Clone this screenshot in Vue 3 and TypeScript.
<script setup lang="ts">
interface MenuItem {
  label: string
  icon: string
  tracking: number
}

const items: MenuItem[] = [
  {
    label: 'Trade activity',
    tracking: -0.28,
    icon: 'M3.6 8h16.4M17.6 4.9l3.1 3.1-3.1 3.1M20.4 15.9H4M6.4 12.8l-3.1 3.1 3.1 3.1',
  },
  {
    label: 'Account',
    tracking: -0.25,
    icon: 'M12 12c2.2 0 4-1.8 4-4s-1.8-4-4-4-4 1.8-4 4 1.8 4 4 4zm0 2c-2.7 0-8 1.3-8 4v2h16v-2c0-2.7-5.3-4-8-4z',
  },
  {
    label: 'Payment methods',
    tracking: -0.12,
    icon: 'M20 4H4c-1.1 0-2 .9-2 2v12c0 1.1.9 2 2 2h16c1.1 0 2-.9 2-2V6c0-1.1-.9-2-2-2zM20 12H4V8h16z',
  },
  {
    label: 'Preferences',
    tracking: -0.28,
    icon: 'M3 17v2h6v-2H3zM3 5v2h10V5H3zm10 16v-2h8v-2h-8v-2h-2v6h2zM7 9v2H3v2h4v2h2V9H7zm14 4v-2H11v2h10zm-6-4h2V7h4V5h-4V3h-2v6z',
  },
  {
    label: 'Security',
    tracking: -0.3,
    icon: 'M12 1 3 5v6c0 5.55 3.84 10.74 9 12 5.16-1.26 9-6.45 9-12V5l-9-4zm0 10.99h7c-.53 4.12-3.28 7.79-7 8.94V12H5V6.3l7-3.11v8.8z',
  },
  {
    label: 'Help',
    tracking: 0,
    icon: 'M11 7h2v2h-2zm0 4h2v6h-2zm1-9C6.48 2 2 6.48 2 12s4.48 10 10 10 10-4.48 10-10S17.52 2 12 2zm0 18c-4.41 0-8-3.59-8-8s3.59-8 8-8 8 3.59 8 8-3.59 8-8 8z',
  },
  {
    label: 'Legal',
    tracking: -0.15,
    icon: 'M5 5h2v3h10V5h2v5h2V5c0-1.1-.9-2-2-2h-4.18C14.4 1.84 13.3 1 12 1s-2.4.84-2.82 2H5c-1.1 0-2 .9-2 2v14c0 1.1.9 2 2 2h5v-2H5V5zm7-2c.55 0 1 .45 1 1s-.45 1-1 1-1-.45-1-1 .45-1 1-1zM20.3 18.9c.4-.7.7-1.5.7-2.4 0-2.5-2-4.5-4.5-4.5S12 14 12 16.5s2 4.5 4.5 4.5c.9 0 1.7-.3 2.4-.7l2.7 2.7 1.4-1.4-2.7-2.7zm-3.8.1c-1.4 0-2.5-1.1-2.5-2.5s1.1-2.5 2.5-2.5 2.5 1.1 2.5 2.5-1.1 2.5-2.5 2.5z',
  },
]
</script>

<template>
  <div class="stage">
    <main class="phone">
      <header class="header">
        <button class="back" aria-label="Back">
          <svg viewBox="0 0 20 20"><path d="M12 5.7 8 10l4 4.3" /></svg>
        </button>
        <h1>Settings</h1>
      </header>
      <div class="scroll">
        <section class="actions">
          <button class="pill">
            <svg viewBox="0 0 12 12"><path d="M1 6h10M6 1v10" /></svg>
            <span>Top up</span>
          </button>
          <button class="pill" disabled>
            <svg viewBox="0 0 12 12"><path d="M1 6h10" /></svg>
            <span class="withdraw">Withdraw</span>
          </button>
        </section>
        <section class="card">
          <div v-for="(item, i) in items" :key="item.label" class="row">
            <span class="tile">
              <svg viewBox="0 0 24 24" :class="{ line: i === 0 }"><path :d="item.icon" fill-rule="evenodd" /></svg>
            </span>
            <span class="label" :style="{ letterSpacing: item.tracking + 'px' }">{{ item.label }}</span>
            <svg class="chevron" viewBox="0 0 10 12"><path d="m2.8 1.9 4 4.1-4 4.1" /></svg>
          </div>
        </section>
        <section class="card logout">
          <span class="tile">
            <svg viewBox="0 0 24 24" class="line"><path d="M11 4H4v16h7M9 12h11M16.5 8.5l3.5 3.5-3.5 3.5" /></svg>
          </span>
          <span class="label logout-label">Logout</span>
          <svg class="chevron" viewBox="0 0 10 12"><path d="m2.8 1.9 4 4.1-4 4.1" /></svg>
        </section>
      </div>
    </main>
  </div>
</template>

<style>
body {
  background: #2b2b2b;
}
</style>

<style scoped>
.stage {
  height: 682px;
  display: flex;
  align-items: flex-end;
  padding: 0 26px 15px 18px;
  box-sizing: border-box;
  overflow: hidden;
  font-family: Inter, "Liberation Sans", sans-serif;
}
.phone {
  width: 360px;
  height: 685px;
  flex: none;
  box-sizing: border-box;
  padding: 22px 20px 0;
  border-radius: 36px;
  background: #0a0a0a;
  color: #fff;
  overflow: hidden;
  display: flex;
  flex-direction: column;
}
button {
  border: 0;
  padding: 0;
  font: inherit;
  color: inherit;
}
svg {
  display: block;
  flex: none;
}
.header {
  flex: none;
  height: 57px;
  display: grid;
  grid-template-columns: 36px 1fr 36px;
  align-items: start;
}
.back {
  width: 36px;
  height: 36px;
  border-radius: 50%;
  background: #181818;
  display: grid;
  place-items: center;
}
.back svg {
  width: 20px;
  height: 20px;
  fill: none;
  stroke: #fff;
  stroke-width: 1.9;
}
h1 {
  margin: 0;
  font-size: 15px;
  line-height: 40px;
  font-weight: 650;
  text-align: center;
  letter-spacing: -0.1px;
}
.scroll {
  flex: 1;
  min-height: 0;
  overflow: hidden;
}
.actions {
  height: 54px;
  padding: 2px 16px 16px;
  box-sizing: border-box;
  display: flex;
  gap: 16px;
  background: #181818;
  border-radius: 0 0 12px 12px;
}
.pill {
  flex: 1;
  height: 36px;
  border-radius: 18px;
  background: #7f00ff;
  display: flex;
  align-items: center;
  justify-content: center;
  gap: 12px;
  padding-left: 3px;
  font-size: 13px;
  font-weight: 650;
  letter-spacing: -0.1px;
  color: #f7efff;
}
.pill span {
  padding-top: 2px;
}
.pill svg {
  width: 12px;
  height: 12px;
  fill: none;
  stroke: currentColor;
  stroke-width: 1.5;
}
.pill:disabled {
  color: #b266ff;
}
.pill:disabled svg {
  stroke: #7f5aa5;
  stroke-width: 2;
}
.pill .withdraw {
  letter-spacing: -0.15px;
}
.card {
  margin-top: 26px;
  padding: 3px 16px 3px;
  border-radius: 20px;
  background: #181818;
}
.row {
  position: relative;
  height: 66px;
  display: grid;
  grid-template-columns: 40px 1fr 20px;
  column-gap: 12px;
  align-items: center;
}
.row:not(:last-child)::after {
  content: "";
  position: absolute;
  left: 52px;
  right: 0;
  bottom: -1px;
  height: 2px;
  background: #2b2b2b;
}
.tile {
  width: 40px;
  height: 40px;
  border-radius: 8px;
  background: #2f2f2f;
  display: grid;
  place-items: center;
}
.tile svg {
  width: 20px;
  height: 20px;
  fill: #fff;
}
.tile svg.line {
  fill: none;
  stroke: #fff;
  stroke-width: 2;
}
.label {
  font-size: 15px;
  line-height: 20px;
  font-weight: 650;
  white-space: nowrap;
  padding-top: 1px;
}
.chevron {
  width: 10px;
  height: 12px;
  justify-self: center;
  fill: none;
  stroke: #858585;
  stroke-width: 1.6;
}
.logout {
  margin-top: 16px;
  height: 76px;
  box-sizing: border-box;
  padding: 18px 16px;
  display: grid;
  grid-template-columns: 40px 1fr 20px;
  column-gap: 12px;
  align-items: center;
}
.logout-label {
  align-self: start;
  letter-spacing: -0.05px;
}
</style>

┄┄┄┄┄┄┄┄┄┄

Print the complete listing again, exactly as it stands.

Clone this screenshot in Vue 3 and TypeScript.
<script setup lang="ts">
interface MenuItem {
  label: string
  icon: string
  tracking: number
}

const items: MenuItem[] = [
  {
    label: 'Trade activity',
    tracking: -0.28,
    icon: 'M3.6 8h16.4M17.6 4.9l3.1 3.1-3.1 3.1M20.4 15.9H4M6.4 12.8l-3.1 3.1 3.1 3.1',
  },
  {
    label: 'Account',
    tracking: -0.25,
    icon: 'M12 12c2.2 0 4-1.8 4-4s-1.8-4-4-4-4 1.8-4 4 1.8 4 4 4zm0 2c-2.7 0-8 1.3-8 4v2h16v-2c0-2.7-5.3-4-8-4z',
  },
  {
    label: 'Payment methods',
    tracking: -0.12,
    icon: 'M20 4H4c-1.1 0-2 .9-2 2v12c0 1.1.9 2 2 2h16c1.1 0 2-.9 2-2V6c0-1.1-.9-2-2-2zM20 12H4V8h16z',
  },
  {
    label: 'Preferences',
    tracking: -0.28,
    icon: 'M3 17v2h6v-2H3zM3 5v2h10V5H3zm10 16v-2h8v-2h-8v-2h-2v6h2zM7 9v2H3v2h4v2h2V9H7zm14 4v-2H11v2h10zm-6-4h2V7h4V5h-4V3h-2v6z',
  },
  {
    label: 'Security',
    tracking: -0.3,
    icon: 'M12 1 3 5v6c0 5.55 3.84 10.74 9 12 5.16-1.26 9-6.45 9-12V5l-9-4zm0 10.99h7c-.53 4.12-3.28 7.79-7 8.94V12H5V6.3l7-3.11v8.8z',
  },
  {
    label: 'Help',
    tracking: 0,
    icon: 'M11 7h2v2h-2zm0 4h2v6h-2zm1-9C6.48 2 2 6.48 2 12s4.48 10 10 10 10-4.48 10-10S17.52 2 12 2zm0 18c-4.41 0-8-3.59-8-8s3.59-8 8-8 8 3.59 8 8-3.59 8-8 8z',
  },
  {
    label: 'Legal',
    tracking: -0.15,
    icon: 'M5 5h2v3h10V5h2v5h2V5c0-1.1-.9-2-2-2h-4.18C14.4 1.84 13.3 1 12 1s-2.4.84-2.82 2H5c-1.1 0-2 .9-2 2v14c0 1.1.9 2 2 2h5v-2H5V5zm7-2c.55 0 1 .45 1 1s-.45 1-1 1-1-.45-1-1 .45-1 1-1zM20.3 18.9c.4-.7.7-1.5.7-2.4 0-2.5-2-4.5-4.5-4.5S12 14 12 16.5s2 4.5 4.5 4.5c.9 0 1.7-.3 2.4-.7l2.7 2.7 1.4-1.4-2.7-2.7zm-3.8.1c-1.4 0-2.5-1.1-2.5-2.5s1.1-2.5 2.5-2.5 2.5 1.1 2.5 2.5-1.1 2.5-2.5 2.5z',
  },
]
</script>

<template>
  <div class="stage">
    <main class="phone">
      <header class="header">
        <button class="back" aria-label="Back">
          <svg viewBox="0 0 20 20"><path d="M12 5.7 8 10l4 4.3" /></svg>
        </button>
        <h1>Settings</h1>
      </header>
      <div class="scroll">
        <section class="actions">
          <button class="pill">
            <svg viewBox="0 0 12 12"><path d="M1 6h10M6 1v10" /></svg>
            <span>Top up</span>
          </button>
          <button class="pill" disabled>
            <svg viewBox="0 0 12 12"><path d="M1 6h10" /></svg>
            <span class="withdraw">Withdraw</span>
          </button>
        </section>
        <section class="card">
          <div v-for="(item, i) in items" :key="item.label" class="row">
            <span class="tile">
              <svg viewBox="0 0 24 24" :class="{ line: i === 0 }"><path :d="item.icon" fill-rule="evenodd" /></svg>
            </span>
            <span class="label" :style="{ letterSpacing: item.tracking + 'px' }">{{ item.label }}</span>
            <svg class="chevron" viewBox="0 0 10 12"><path d="m2.8 1.9 4 4.1-4 4.1" /></svg>
          </div>
        </section>
        <section class="card logout">
          <span class="tile">
            <svg viewBox="0 0 24 24" class="line"><path d="M11 4H4v16h7M9 12h11M16.5 8.5l3.5 3.5-3.5 3.5" /></svg>
          </span>
          <span class="label logout-label">Logout</span>
          <svg class="chevron" viewBox="0 0 10 12"><path d="m2.8 1.9 4 4.1-4 4.1" /></svg>
        </section>
      </div>
    </main>
  </div>
</template>

<style>
body {
  background: #2b2b2b;
}
</style>

<style scoped>
.stage {
  height: 682px;
  display: flex;
  align-items: flex-end;
  padding: 0 26px 15px 18px;
  box-sizing: border-box;
  overflow: hidden;
  font-family: Inter, "Liberation Sans", sans-serif;
}
.phone {
  width: 360px;
  height: 685px;
  flex: none;
  box-sizing: border-box;
  padding: 22px 20px 0;
  border-radius: 36px;
  background: #0a0a0a;
  color: #fff;
  overflow: hidden;
  display: flex;
  flex-direction: column;
}
button {
  border: 0;
  padding: 0;
  font: inherit;
  color: inherit;
}
svg {
  display: block;
  flex: none;
}
.header {
  flex: none;
  height: 57px;
  display: grid;
  grid-template-columns: 36px 1fr 36px;
  align-items: start;
}
.back {
  width: 36px;
  height: 36px;
  border-radius: 50%;
  background: #181818;
  display: grid;
  place-items: center;
}
.back svg {
  width: 20px;
  height: 20px;
  fill: none;
  stroke: #fff;
  stroke-width: 1.9;
}
h1 {
  margin: 0;
  font-size: 15px;
  line-height: 40px;
  font-weight: 650;
  text-align: center;
  letter-spacing: -0.1px;
}
.scroll {
  flex: 1;
  min-height: 0;
  overflow: hidden;
}
.actions {
  height: 54px;
  padding: 2px 16px 16px;
  box-sizing: border-box;
  display: flex;
  gap: 16px;
  background: #181818;
  border-radius: 0 0 12px 12px;
}
.pill {
  flex: 1;
  height: 36px;
  border-radius: 18px;
  background: #7f00ff;
  display: flex;
  align-items: center;
  justify-content: center;
  gap: 12px;
  padding-left: 3px;
  font-size: 13px;
  font-weight: 650;
  letter-spacing: -0.1px;
  color: #f7efff;
}
.pill span {
  padding-top: 2px;
}
.pill svg {
  width: 12px;
  height: 12px;
  fill: none;
  stroke: currentColor;
  stroke-width: 1.5;
}
.pill:disabled {
  color: #b266ff;
}
.pill:disabled svg {
  stroke: #7f5aa5;
  stroke-width: 2;
}
.pill .withdraw {
  letter-spacing: -0.15px;
}
.card {
  margin-top: 26px;
  padding: 3px 16px 3px;
  border-radius: 20px;
  background: #181818;
}
.row {
  position: relative;
  height: 66px;
  display: grid;
  grid-template-columns: 40px 1fr 20px;
  column-gap: 12px;
  align-items: center;
}
.row:not(:last-child)::after {
  content: "";
  position: absolute;
  left: 52px;
  right: 0;
  bottom: -1px;
  height: 2px;
  background: #2b2b2b;
}
.tile {
  width: 40px;
  height: 40px;
  border-radius: 8px;
  background: #2f2f2f;
  display: grid;
  place-items: center;
}
.tile svg {
  width: 20px;
  height: 20px;
  fill: #fff;
}
.tile svg.line {
  fill: none;
  stroke: #fff;
  stroke-width: 2;
}
.label {
  font-size: 15px;
  line-height: 20px;
  font-weight: 650;
  white-space: nowrap;
  padding-top: 1px;
}
.chevron {
  width: 10px;
  height: 12px;
  justify-self: center;
  fill: none;
  stroke: #858585;
  stroke-width: 1.6;
}
.logout {
  margin-top: 16px;
  height: 76px;
  box-sizing: border-box;
  padding: 18px 16px;
  display: grid;
  grid-template-columns: 40px 1fr 20px;
  column-gap: 12px;
  align-items: center;
}
.logout-label {
  align-self: start;
  letter-spacing: -0.05px;
}
</style>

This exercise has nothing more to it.